• _DESCRIPTION OF THE TASK_
Work through the data below line by line and say how many lines hold "React"; give only the number.

%%

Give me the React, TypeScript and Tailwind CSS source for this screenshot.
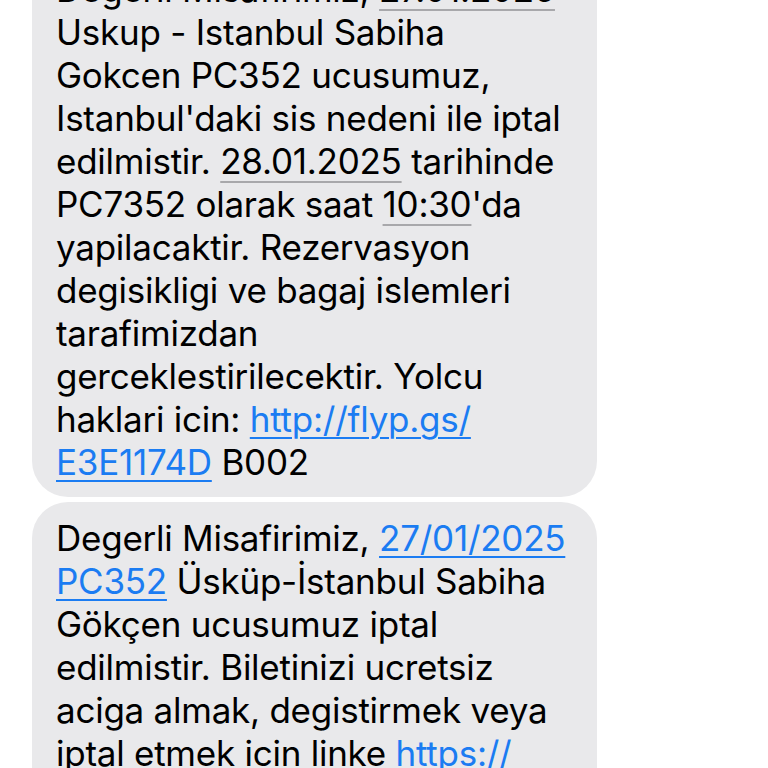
import React from "react";

const Link = ({ children }: { children: React.ReactNode }) => (
  <span className="text-[#1b7cf2] underline decoration-[2px] underline-offset-[5px]">{children}</span>
);
const Data = ({ children }: { children: React.ReactNode }) => (
  <span className="underline decoration-[#a8a8ab] decoration-[2px] underline-offset-[7px]">{children}</span>
);

const Line = ({ children }: { children: React.ReactNode }) => (
  <div className="whitespace-pre h-[43px] leading-[43px]">{children}</div>
);

export default function App() {
  return (
    <div
      className="w-[768px] h-[768px] overflow-hidden bg-white text-black"
      style={{ fontFamily: "Inter, 'Noto Sans', sans-serif" }}
    >
      <div className="-mt-[47px] flex flex-col gap-[5px] pl-[32px] text-[35px] tracking-[-0.25px]">
        <div className="w-[565px] rounded-[36px] bg-[#e9e9eb] px-[24px] pt-[15px] pb-[13px]">
          <Line>Degerli Misafirimiz, <Data>27.01.2025</Data></Line>
          <Line>Uskup - Istanbul Sabiha</Line>
          <Line>Gokcen PC352 ucusumuz,</Line>
          <Line>Istanbul'daki sis nedeni ile iptal</Line>
          <Line>edilmistir. <Data>28.01.2025</Data> tarihinde</Line>
          <Line>PC7352 olarak saat <Data>10:30</Data>'da</Line>
          <Line>yapilacaktir. Rezervasyon</Line>
          <Line>degisikligi ve bagaj islemleri</Line>
          <Line>tarafimizdan</Line>
          <Line>gerceklestirilecektir. Yolcu</Line>
          <Line>haklari icin: <Link>http://flyp.gs/</Link></Line>
          <Line><Link>E3E1174D</Link> B002</Line>
        </div>
        <div className="w-[565px] rounded-[36px] bg-[#e9e9eb] px-[24px] pt-[15px] pb-[13px]">
          <Line>Degerli Misafirimiz, <Link>27/01/2025</Link></Line>
          <Line><Link>PC352</Link> Üsküp-İstanbul Sabiha</Line>
          <Line>Gökçen ucusumuz iptal</Line>
          <Line>edilmistir. Biletinizi ucretsiz</Line>
          <Line>aciga almak, degistirmek veya</Line>
          <Line>iptal etmek icin linke <Link>https://</Link></Line>
          <Line>flyp.gs/</Line>
        </div>
      </div>
    </div>
  );
}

%%

• _RESULT OF THE EXERCISE_
5